EX-NBA SUPERSTAR KAREEM Abdul-Jabbar gave a speech at Bunker Hill Community College last October — not on how to shoot his patented skyhook, but on the weighty subject of “Islam: Misrepresented, Misunderstood, and Maligned in the United States.”

The speech was part of a series that is designed to serve as inspiration for Bunker Hill students. But the inspiration didn’t come cheap. The school paid Abdul-Jabbar a speaker’s fee of $55,000, which is about three times what the college’s 12,296 students pay to attend Bunker Hill for a year.

Pam Eddinger, the president of Bunker Hill, says all of the speakers in the series have experienced poverty or faced some sort of cultural challenge, and managed to rise above it. “If I only look at the dollars, it is a huge amount,” she says. “But it is all part of building a community climate that leads to a certain type of community culture.”

The fee paid to Abdul-Jabbar was the highest to any speaker in the series.
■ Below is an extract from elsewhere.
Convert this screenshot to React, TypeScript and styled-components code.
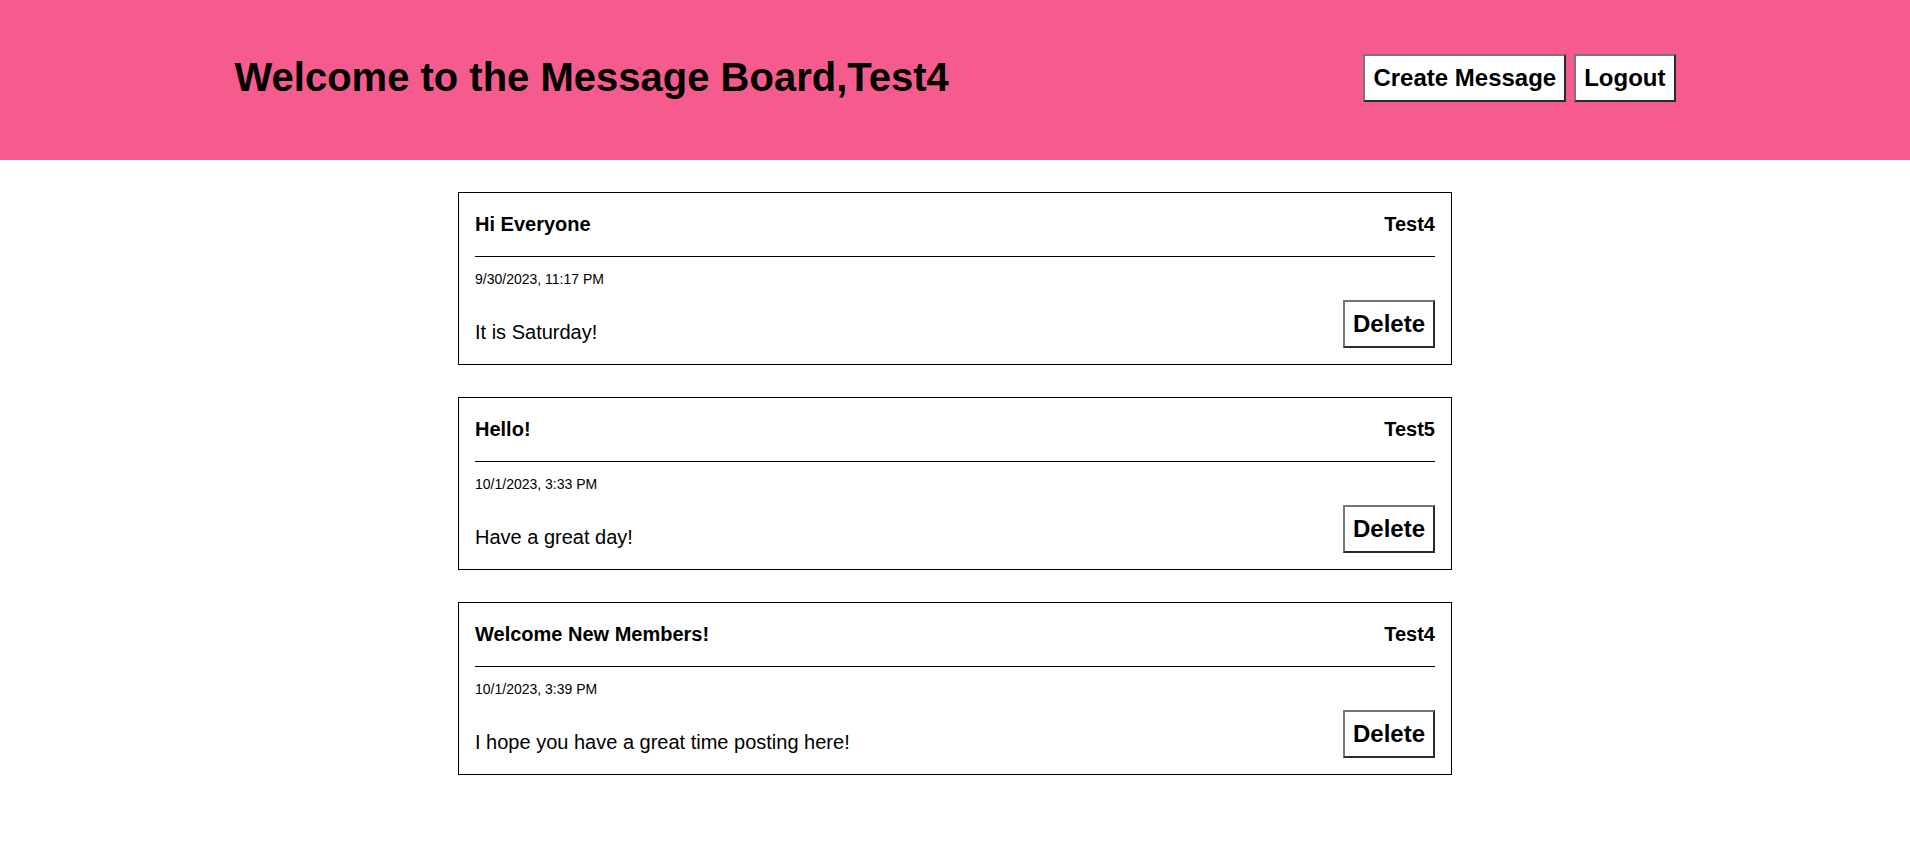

Some of the better-known speakers have included Tavis Smiley, the former PBS talk-show host ($30,000); ABC reporter John Quiñones ($27,500); political activist Angela Davis ($25,000); actress Marlee Matlin ($21,000); and Jerry Greenfield, co-founder of Ben and Jerry’s ($15,000).

Over the last three years, Bunker Hill has spent about $136,000 a year on various speaker series with similar themes. The average fee of the speakers has been $16,000 over the last three years.

Students pay nothing to attend the talks.